======== Information provided ========
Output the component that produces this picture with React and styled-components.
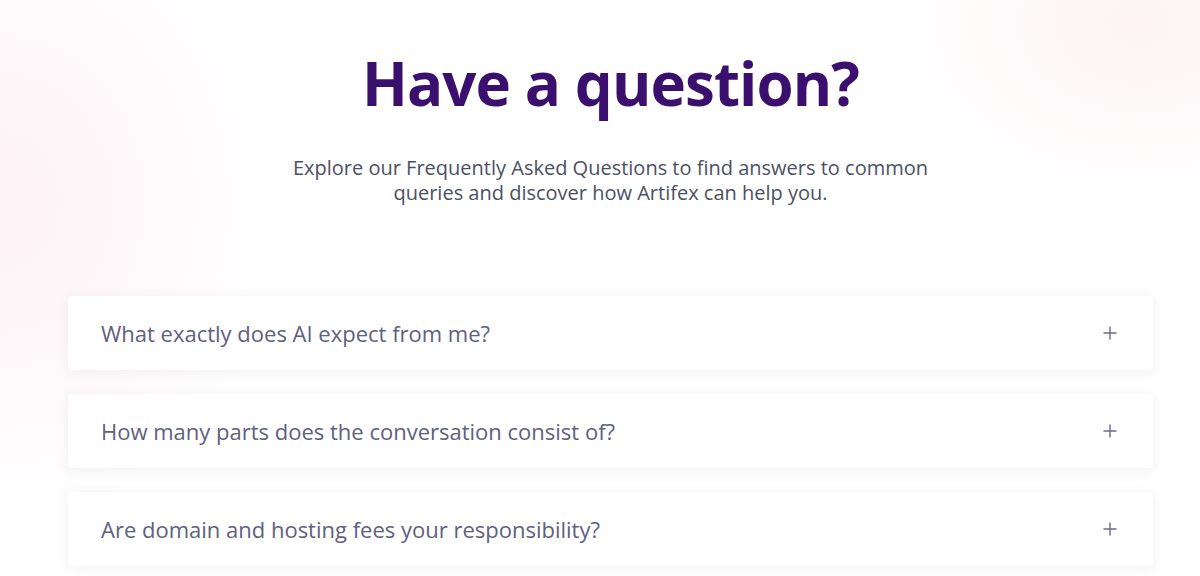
import React from 'react';
import styled, { createGlobalStyle } from 'styled-components';

const GlobalStyle = createGlobalStyle`
  html, body {
    margin: 0;
    padding: 0;
  }
  body {
    font-family: "Open Sans", "Noto Sans", sans-serif;
    background: #ffffff;
  }
`;

const questions = [
  'What exactly does AI expect from me?',
  'How many parts does the conversation consist of?',
  'Are domain and hosting fees your responsibility?',
];

const PlusIcon = () => (
  <svg width="16" height="16" viewBox="0 0 16 16" fill="none">
    <path d="M8 1.5v13M1.5 8h13" stroke="#6a6a8e" strokeWidth="1.4" />
  </svg>
);

const App = () => (
  <Page>
    <GlobalStyle />
    <Section>
      <Title>Have a question?</Title>
      <Lead>
        Explore our Frequently Asked Questions to find answers to common
        <br />
        queries and discover how Artifex can help you.
      </Lead>
      <List>
        {questions.map((q) => (
          <Item key={q}>
            <Question>{q}</Question>
            <Toggle aria-label="Expand">
              <PlusIcon />
            </Toggle>
          </Item>
        ))}
      </List>
    </Section>
  </Page>
);

export default App;

const Page = styled.div`
  min-height: 576px;
  overflow: hidden;
  background:
    radial-gradient(ellipse 400px 460px at 0% 35%, rgba(252, 236, 241, 0.7), rgba(255, 255, 255, 0) 70%),
    radial-gradient(ellipse 360px 260px at 95% 4%, rgba(252, 238, 240, 0.7), rgba(255, 255, 255, 0) 70%),
    #ffffff;
`;

const Section = styled.section`
  width: 1085px;
  margin-left: 68px;
  padding-top: 41px;
  display: flex;
  flex-direction: column;
  align-items: center;
`;

const Title = styled.h1`
  margin: 0;
  font-size: 60px;
  line-height: 84px;
  font-weight: 700;
  letter-spacing: -0.9px;
  color: #3a0f6d;
`;

const Lead = styled.p`
  margin: 30px 0 0;
  font-size: 20px;
  line-height: 25px;
  font-weight: 400;
  color: #4b5163;
  text-align: center;
`;

const List = styled.div`
  margin-top: 91px;
  width: 100%;
  display: flex;
  flex-direction: column;
  gap: 24px;
`;

const Item = styled.div`
  height: 74px;
  box-sizing: border-box;
  padding: 0 33px;
  display: flex;
  align-items: center;
  justify-content: space-between;
  background: #ffffff;
  border-radius: 4px;
  box-shadow: 0 2px 14px rgba(60, 40, 90, 0.07);
`;

const Question = styled.span`
  font-size: 22px;
  color: #60607f;
`;

const Toggle = styled.span`
  display: flex;
  align-items: center;
  justify-content: center;
  margin-right: 2px;
`;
========
From the material above, copy everything exactly but the pictures.

Output the component that produces this picture with React and styled-components.
import React from 'react';
import styled, { createGlobalStyle } from 'styled-components';

const GlobalStyle = createGlobalStyle`
  html, body {
    margin: 0;
    padding: 0;
  }
  body {
    font-family: "Open Sans", "Noto Sans", sans-serif;
    background: #ffffff;
  }
`;

const questions = [
  'What exactly does AI expect from me?',
  'How many parts does the conversation consist of?',
  'Are domain and hosting fees your responsibility?',
];

const PlusIcon = () => (
  <svg width="16" height="16" viewBox="0 0 16 16" fill="none">
    <path d="M8 1.5v13M1.5 8h13" stroke="#6a6a8e" strokeWidth="1.4" />
  </svg>
);

const App = () => (
  <Page>
    <GlobalStyle />
    <Section>
      <Title>Have a question?</Title>
      <Lead>
        Explore our Frequently Asked Questions to find answers to common
        <br />
        queries and discover how Artifex can help you.
      </Lead>
      <List>
        {questions.map((q) => (
          <Item key={q}>
            <Question>{q}</Question>
            <Toggle aria-label="Expand">
              <PlusIcon />
            </Toggle>
          </Item>
        ))}
      </List>
    </Section>
  </Page>
);

export default App;

const Page = styled.div`
  min-height: 576px;
  overflow: hidden;
  background:
    radial-gradient(ellipse 400px 460px at 0% 35%, rgba(252, 236, 241, 0.7), rgba(255, 255, 255, 0) 70%),
    radial-gradient(ellipse 360px 260px at 95% 4%, rgba(252, 238, 240, 0.7), rgba(255, 255, 255, 0) 70%),
    #ffffff;
`;

const Section = styled.section`
  width: 1085px;
  margin-left: 68px;
  padding-top: 41px;
  display: flex;
  flex-direction: column;
  align-items: center;
`;

const Title = styled.h1`
  margin: 0;
  font-size: 60px;
  line-height: 84px;
  font-weight: 700;
  letter-spacing: -0.9px;
  color: #3a0f6d;
`;

const Lead = styled.p`
  margin: 30px 0 0;
  font-size: 20px;
  line-height: 25px;
  font-weight: 400;
  color: #4b5163;
  text-align: center;
`;

const List = styled.div`
  margin-top: 91px;
  width: 100%;
  display: flex;
  flex-direction: column;
  gap: 24px;
`;

const Item = styled.div`
  height: 74px;
  box-sizing: border-box;
  padding: 0 33px;
  display: flex;
  align-items: center;
  justify-content: space-between;
  background: #ffffff;
  border-radius: 4px;
  box-shadow: 0 2px 14px rgba(60, 40, 90, 0.07);
`;

const Question = styled.span`
  font-size: 22px;
  color: #60607f;
`;

const Toggle = styled.span`
  display: flex;
  align-items: center;
  justify-content: center;
  margin-right: 2px;
`;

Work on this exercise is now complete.